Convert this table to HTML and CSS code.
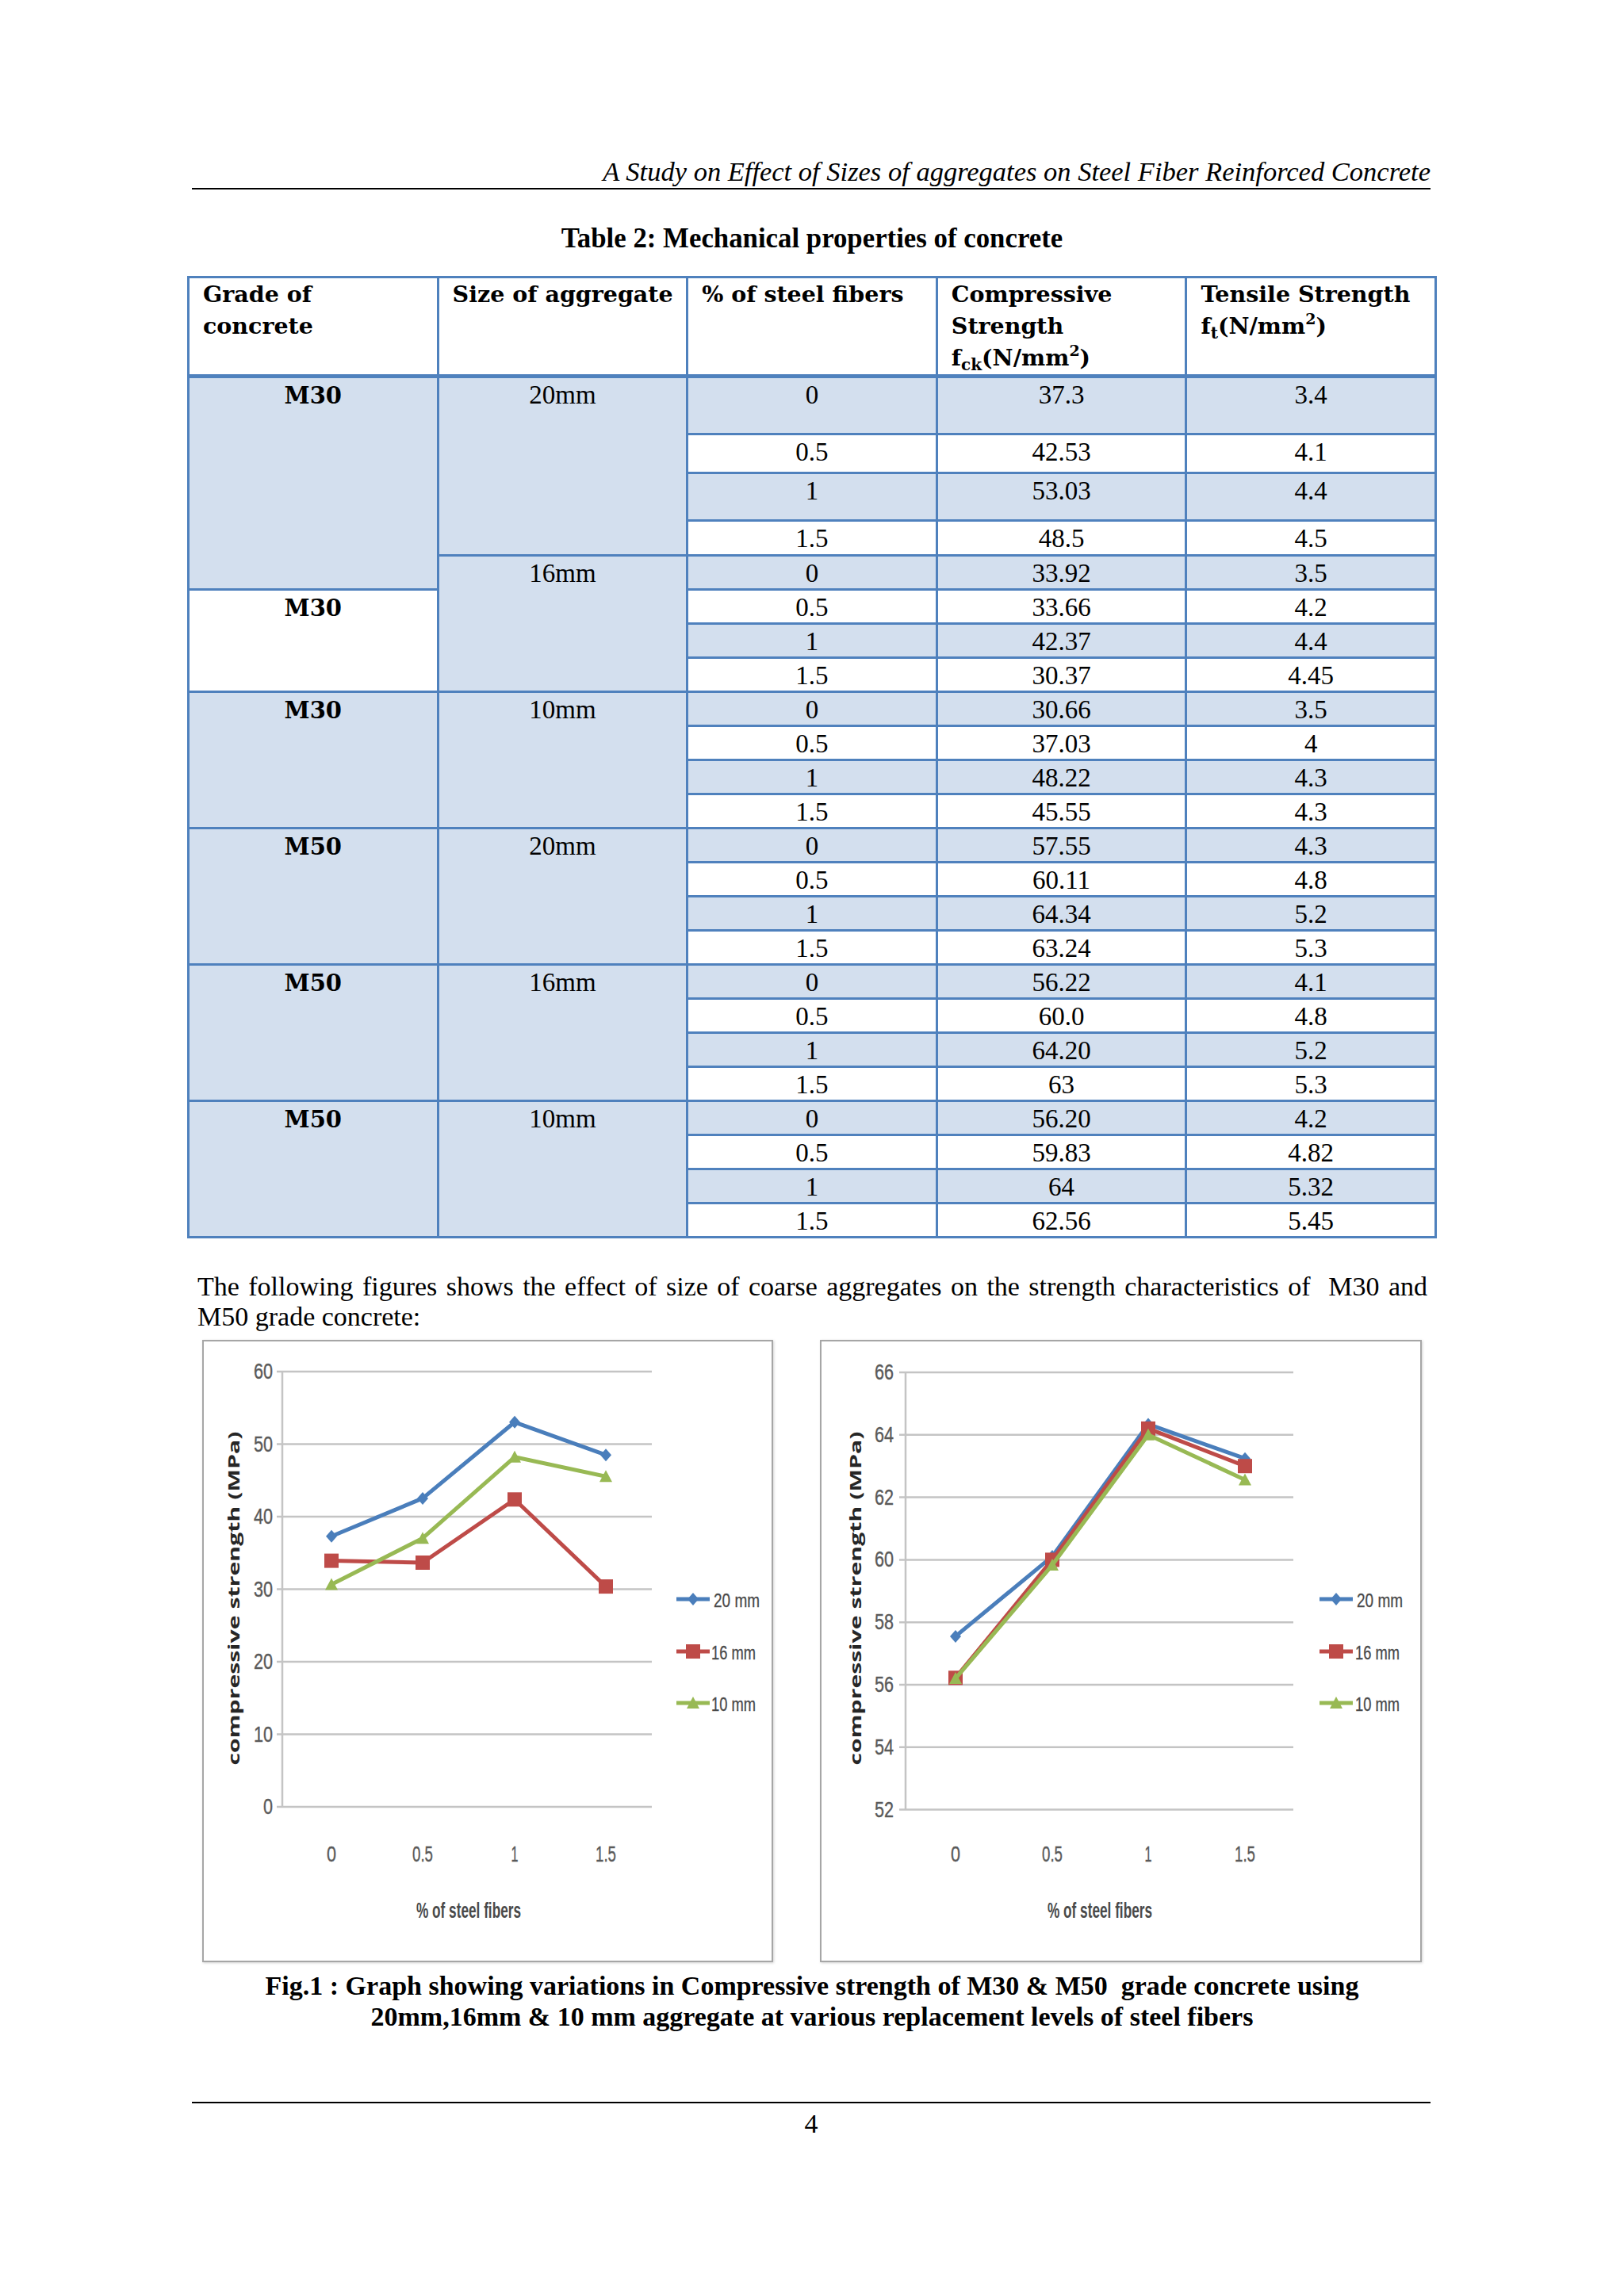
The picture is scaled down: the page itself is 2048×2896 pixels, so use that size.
FILE: index.html
```html
<!DOCTYPE html>
<html lang="en">
<head>
<meta charset="utf-8">
<title>A Study on Effect of Sizes of aggregates on Steel Fiber Reinforced Concrete</title>
<link rel="stylesheet" href="styles.css">
</head>
<body>
<div class="page">
  <div class="running-head">A Study on Effect of Sizes of aggregates on Steel Fiber Reinforced Concrete</div>
  <div class="table-caption">Table 2: Mechanical properties of concrete</div>

  <div class="grid-table">
    <div class="cell head">Grade of<br>concrete</div>
    <div class="cell head">Size of aggregate</div>
    <div class="cell head">% of steel fibers</div>
    <div class="cell head">Compressive<br>Strength<br>f<span class="sub">ck</span>(N/mm<span class="sup">2</span>)</div>
    <div class="cell head">Tensile Strength<br>f<span class="sub">t</span>(N/mm<span class="sup">2</span>)</div>

    <div class="cell grade shade span5">M30</div>
    <div class="cell shade span4">20mm</div>
    <div class="cell shade">0</div><div class="cell shade">37.3</div><div class="cell shade">3.4</div>
    <div class="cell">0.5</div><div class="cell">42.53</div><div class="cell">4.1</div>
    <div class="cell shade">1</div><div class="cell shade">53.03</div><div class="cell shade">4.4</div>
    <div class="cell">1.5</div><div class="cell">48.5</div><div class="cell">4.5</div>

    <div class="cell shade span4">16mm</div>
    <div class="cell shade">0</div><div class="cell shade">33.92</div><div class="cell shade">3.5</div>
    <div class="cell grade span3">M30</div>
    <div class="cell">0.5</div><div class="cell">33.66</div><div class="cell">4.2</div>
    <div class="cell shade">1</div><div class="cell shade">42.37</div><div class="cell shade">4.4</div>
    <div class="cell">1.5</div><div class="cell">30.37</div><div class="cell">4.45</div>

    <div class="cell grade shade span4">M30</div>
    <div class="cell shade span4">10mm</div>
    <div class="cell shade">0</div><div class="cell shade">30.66</div><div class="cell shade">3.5</div>
    <div class="cell">0.5</div><div class="cell">37.03</div><div class="cell">4</div>
    <div class="cell shade">1</div><div class="cell shade">48.22</div><div class="cell shade">4.3</div>
    <div class="cell">1.5</div><div class="cell">45.55</div><div class="cell">4.3</div>

    <div class="cell grade shade span4">M50</div>
    <div class="cell shade span4">20mm</div>
    <div class="cell shade">0</div><div class="cell shade">57.55</div><div class="cell shade">4.3</div>
    <div class="cell">0.5</div><div class="cell">60.11</div><div class="cell">4.8</div>
    <div class="cell shade">1</div><div class="cell shade">64.34</div><div class="cell shade">5.2</div>
    <div class="cell">1.5</div><div class="cell">63.24</div><div class="cell">5.3</div>

    <div class="cell grade shade span4">M50</div>
    <div class="cell shade span4">16mm</div>
    <div class="cell shade">0</div><div class="cell shade">56.22</div><div class="cell shade">4.1</div>
    <div class="cell">0.5</div><div class="cell">60.0</div><div class="cell">4.8</div>
    <div class="cell shade">1</div><div class="cell shade">64.20</div><div class="cell shade">5.2</div>
    <div class="cell">1.5</div><div class="cell">63</div><div class="cell">5.3</div>

    <div class="cell grade shade span4">M50</div>
    <div class="cell shade span4">10mm</div>
    <div class="cell shade">0</div><div class="cell shade">56.20</div><div class="cell shade">4.2</div>
    <div class="cell">0.5</div><div class="cell">59.83</div><div class="cell">4.82</div>
    <div class="cell shade">1</div><div class="cell shade">64</div><div class="cell shade">5.32</div>
    <div class="cell">1.5</div><div class="cell">62.56</div><div class="cell">5.45</div>
  </div>

  <p class="lead">The following figures shows the effect of size of coarse aggregates on the strength characteristics of&nbsp; M30 and M50 grade concrete:</p>

  <div class="figures">
    <div class="chart chart-a">
      <svg class="plot" width="716" height="781" viewBox="2 2 716 781">
        <defs>
          <marker id="mk-dia" viewBox="-9 -9 18 18" markerWidth="18" markerHeight="18" markerUnits="userSpaceOnUse" refX="0" refY="0"><path d="M0 -8L7 0 0 8 -7 0z" fill="#4a7ebb"/></marker>
          <marker id="mk-sq" viewBox="-10 -10 20 20" markerWidth="20" markerHeight="20" markerUnits="userSpaceOnUse" refX="0" refY="0"><rect x="-9" y="-9" width="18" height="18" fill="#be4b48"/></marker>
          <marker id="mk-tri" viewBox="-10 -10 20 20" markerWidth="20" markerHeight="20" markerUnits="userSpaceOnUse" refX="0" refY="0"><path d="M0 -8L8 7 -8 7z" fill="#98b954"/></marker>
        </defs>
        <g class="grid">
          <line x1="94" y1="40" x2="567" y2="40"/>
          <line x1="94" y1="131.5" x2="567" y2="131.5"/>
          <line x1="94" y1="223" x2="567" y2="223"/>
          <line x1="94" y1="314.5" x2="567" y2="314.5"/>
          <line x1="94" y1="406" x2="567" y2="406"/>
          <line x1="94" y1="497.5" x2="567" y2="497.5"/>
          <line x1="94" y1="589" x2="567" y2="589"/>
          <line x1="101" y1="40" x2="101" y2="589"/>
        </g>
        <g class="tick">
          <text x="89" y="49" text-anchor="end" textLength="24" lengthAdjust="spacingAndGlyphs">60</text>
          <text x="89" y="140.5" text-anchor="end" textLength="24" lengthAdjust="spacingAndGlyphs">50</text>
          <text x="89" y="232" text-anchor="end" textLength="24" lengthAdjust="spacingAndGlyphs">40</text>
          <text x="89" y="323.5" text-anchor="end" textLength="24" lengthAdjust="spacingAndGlyphs">30</text>
          <text x="89" y="415" text-anchor="end" textLength="24" lengthAdjust="spacingAndGlyphs">20</text>
          <text x="89" y="506.5" text-anchor="end" textLength="24" lengthAdjust="spacingAndGlyphs">10</text>
          <text x="89" y="598" text-anchor="end" textLength="12" lengthAdjust="spacingAndGlyphs">0</text>
          <text x="163" y="658" text-anchor="middle" textLength="12" lengthAdjust="spacingAndGlyphs">0</text>
          <text x="278" y="658" text-anchor="middle" textLength="26" lengthAdjust="spacingAndGlyphs">0.5</text>
          <text x="394" y="658" text-anchor="middle" textLength="9" lengthAdjust="spacingAndGlyphs">1</text>
          <text x="509" y="658" text-anchor="middle" textLength="26" lengthAdjust="spacingAndGlyphs">1.5</text>
        </g>
        <text class="axis-title" x="336" y="729" text-anchor="middle" textLength="132" lengthAdjust="spacingAndGlyphs">% of steel fibers</text>
        <text class="y-title" x="0" y="0" transform="translate(47 326) rotate(-90)" text-anchor="middle" textLength="421" lengthAdjust="spacingAndGlyphs">compressive strength (MPa)</text>
        <polyline class="series s-blue" points="163,247.7 278,199.9 394,103.8 509,145.2"/>
        <polyline class="series s-red" points="163,278.6 278,281 394,201.3 509,311.1"/>
        <polyline class="series s-green" points="163,308.5 278,250.2 394,147.8 509,172.2"/>
        <path class="key s-blue" d="M598 327H619H640"/>
        <path class="key s-red" d="M598 393H619H640"/>
        <path class="key s-green" d="M598 458H619H640"/>
        <g class="legend">
          <text x="645" y="337" textLength="58" lengthAdjust="spacingAndGlyphs">20 mm</text>
          <text x="642" y="403" textLength="56" lengthAdjust="spacingAndGlyphs">16 mm</text>
          <text x="642" y="468" textLength="56" lengthAdjust="spacingAndGlyphs">10 mm</text>
        </g>
      </svg>
    </div>
    <div class="chart chart-b">
      <svg class="plot" width="755" height="781" viewBox="2 2 755 781">
        <g class="grid">
          <line x1="100" y1="41" x2="597" y2="41"/>
          <line x1="100" y1="119.8" x2="597" y2="119.8"/>
          <line x1="100" y1="198.6" x2="597" y2="198.6"/>
          <line x1="100" y1="277.4" x2="597" y2="277.4"/>
          <line x1="100" y1="356.2" x2="597" y2="356.2"/>
          <line x1="100" y1="435" x2="597" y2="435"/>
          <line x1="100" y1="513.8" x2="597" y2="513.8"/>
          <line x1="100" y1="592.6" x2="597" y2="592.6"/>
          <line x1="108" y1="41" x2="108" y2="592.6"/>
        </g>
        <g class="tick">
          <text x="93" y="50" text-anchor="end" textLength="24" lengthAdjust="spacingAndGlyphs">66</text>
          <text x="93" y="128.8" text-anchor="end" textLength="24" lengthAdjust="spacingAndGlyphs">64</text>
          <text x="93" y="207.6" text-anchor="end" textLength="24" lengthAdjust="spacingAndGlyphs">62</text>
          <text x="93" y="286.4" text-anchor="end" textLength="24" lengthAdjust="spacingAndGlyphs">60</text>
          <text x="93" y="365.2" text-anchor="end" textLength="24" lengthAdjust="spacingAndGlyphs">58</text>
          <text x="93" y="444" text-anchor="end" textLength="24" lengthAdjust="spacingAndGlyphs">56</text>
          <text x="93" y="522.8" text-anchor="end" textLength="24" lengthAdjust="spacingAndGlyphs">54</text>
          <text x="93" y="601.6" text-anchor="end" textLength="24" lengthAdjust="spacingAndGlyphs">52</text>
          <text x="171" y="658" text-anchor="middle" textLength="12" lengthAdjust="spacingAndGlyphs">0</text>
          <text x="293" y="658" text-anchor="middle" textLength="26" lengthAdjust="spacingAndGlyphs">0.5</text>
          <text x="414" y="658" text-anchor="middle" textLength="9" lengthAdjust="spacingAndGlyphs">1</text>
          <text x="536" y="658" text-anchor="middle" textLength="26" lengthAdjust="spacingAndGlyphs">1.5</text>
        </g>
        <text class="axis-title" x="353" y="729" text-anchor="middle" textLength="132" lengthAdjust="spacingAndGlyphs">% of steel fibers</text>
        <text class="y-title" x="0" y="0" transform="translate(52 326) rotate(-90)" text-anchor="middle" textLength="421" lengthAdjust="spacingAndGlyphs">compressive strength (MPa)</text>
        <polyline class="series s-blue" points="171,373.9 293,273.1 414,106.4 536,149.7"/>
        <polyline class="series s-red" points="171,426.3 293,277.4 414,111.9 536,159.2"/>
        <polyline class="series s-green" points="171,427.1 293,284.1 414,119.8 536,176.5"/>
        <path class="key s-blue" d="M630 327H651H672"/>
        <path class="key s-red" d="M630 393H651H672"/>
        <path class="key s-green" d="M630 458H651H672"/>
        <g class="legend">
          <text x="677" y="337" textLength="58" lengthAdjust="spacingAndGlyphs">20 mm</text>
          <text x="675" y="403" textLength="56" lengthAdjust="spacingAndGlyphs">16 mm</text>
          <text x="675" y="468" textLength="56" lengthAdjust="spacingAndGlyphs">10 mm</text>
        </g>
      </svg>
    </div>
  </div>

  <div class="fig-caption">Fig.1 : Graph showing variations in Compressive strength of M30 &amp; M50&nbsp; grade concrete using<br>20mm,16mm &amp; 10 mm aggregate at various replacement levels of steel fibers</div>

  <div class="page-foot">4</div>
</div>
</body>
</html>
```

FILE: styles.css
```css
html, body {
  margin: 0;
  padding: 0;
  background: #ffffff;
  color: #000000;
}

.page {
  width: 1576px;
  margin-left: 236px;
  font-family: "Liberation Serif", "Times New Roman", serif;
}

.running-head {
  margin: 196px 8px 0 6px;
  padding-bottom: 1px;
  border-bottom: 2px solid #000;
  font-style: italic;
  font-size: 34.5px;
  line-height: 40px;
  text-align: right;
}

.table-caption {
  margin-top: 42px;
  font-weight: bold;
  font-size: 34.8px;
  line-height: 40px;
  text-align: center;
}

.grid-table {
  margin-top: 27px;
  display: grid;
  grid-template-columns: repeat(5, 1fr);
  grid-template-rows: 123px 69px 46px 57px 41px repeat(20, 40px);
  gap: 3px;
  padding: 3px;
  background: #4f81bd;
}

.cell {
  background: #ffffff;
  text-align: center;
  font-size: 33px;
  line-height: 36px;
  padding-top: 3px;
  box-sizing: border-box;
  min-width: 0;
}

.cell.shade {
  background: #d3dfee;
}

.cell.head {
  text-align: left;
  padding: 0 4px 0 17px;
  font-family: "DejaVu Serif", "Liberation Serif", serif;
  font-weight: bold;
  font-size: 28.5px;
  line-height: 40px;
  white-space: nowrap;
  border-bottom: 2px solid #4f81bd;
}

.cell.grade {
  font-family: "DejaVu Serif", "Liberation Serif", serif;
  font-weight: bold;
  font-size: 29px;
  line-height: 34px;
  padding-top: 5px;
}

.span5 { grid-row: span 5; }
.span4 { grid-row: span 4; }
.span3 { grid-row: span 3; }

.sub {
  font-size: 20px;
  vertical-align: -6px;
  line-height: 0;
}

.sup {
  font-size: 19px;
  vertical-align: 12px;
  line-height: 0;
}

.lead {
  margin: 42px 12px 0 13px;
  font-size: 34px;
  line-height: 38px;
  text-align: justify;
}

.figures {
  display: flex;
  gap: 59px;
  margin-top: 10px;
  padding-left: 19px;
}

.chart {
  box-sizing: border-box;
  height: 785px;
  border: 2px solid #a6a6a6;
  box-shadow: 1px 1px 3px rgba(0, 0, 0, 0.18);
  background: #ffffff;
  overflow: hidden;
}

.chart-a { width: 720px; }
.chart-b { width: 759px; }

.plot {
  display: block;
}

.grid line {
  stroke: #c4c4c4;
  stroke-width: 2.5;
}

.tick text {
  font-family: "Liberation Sans", Arial, sans-serif;
  font-size: 28px;
  fill: #5a5a5a;
  stroke: #5a5a5a;
  stroke-width: 0.4;
}

.axis-title {
  font-family: "Liberation Sans", Arial, sans-serif;
  font-size: 27px;
  font-weight: bold;
  fill: #4a4a4a;
}

.y-title {
  font-family: "Open Sans", "Liberation Sans", sans-serif;
  font-size: 19px;
  font-weight: bold;
  fill: #262626;
}

.legend text {
  font-family: "Liberation Sans", Arial, sans-serif;
  font-size: 23px;
  fill: #4a4a4a;
  stroke: #4a4a4a;
  stroke-width: 0.3;
}

.series, .key {
  fill: none;
  stroke-width: 5;
  stroke-linejoin: round;
}

.s-blue { stroke: #4a7ebb; }
.s-red { stroke: #be4b48; }
.s-green { stroke: #98b954; }

.series.s-blue {
  marker-start: url(#mk-dia);
  marker-mid: url(#mk-dia);
  marker-end: url(#mk-dia);
}

.series.s-red {
  marker-start: url(#mk-sq);
  marker-mid: url(#mk-sq);
  marker-end: url(#mk-sq);
}

.series.s-green {
  marker-start: url(#mk-tri);
  marker-mid: url(#mk-tri);
  marker-end: url(#mk-tri);
}

.key.s-blue { marker-mid: url(#mk-dia); }
.key.s-red { marker-mid: url(#mk-sq); }
.key.s-green { marker-mid: url(#mk-tri); }

.fig-caption {
  margin-top: 10px;
  font-weight: bold;
  font-size: 34px;
  line-height: 39px;
  text-align: center;
}

.page-foot {
  margin: 88px 8px 0 6px;
  padding-top: 6px;
  border-top: 2px solid #000;
  font-size: 34px;
  line-height: 40px;
  text-align: center;
}
```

● ● ●

◆ AIM OF THE TASK
Find every line that holds "table" and copy it.

◆ RESULT
Convert this table to HTML and CSS code.
  <div class="table-caption">Table 2: Mechanical properties of concrete</div>
  <div class="grid-table">
.table-caption {
.grid-table {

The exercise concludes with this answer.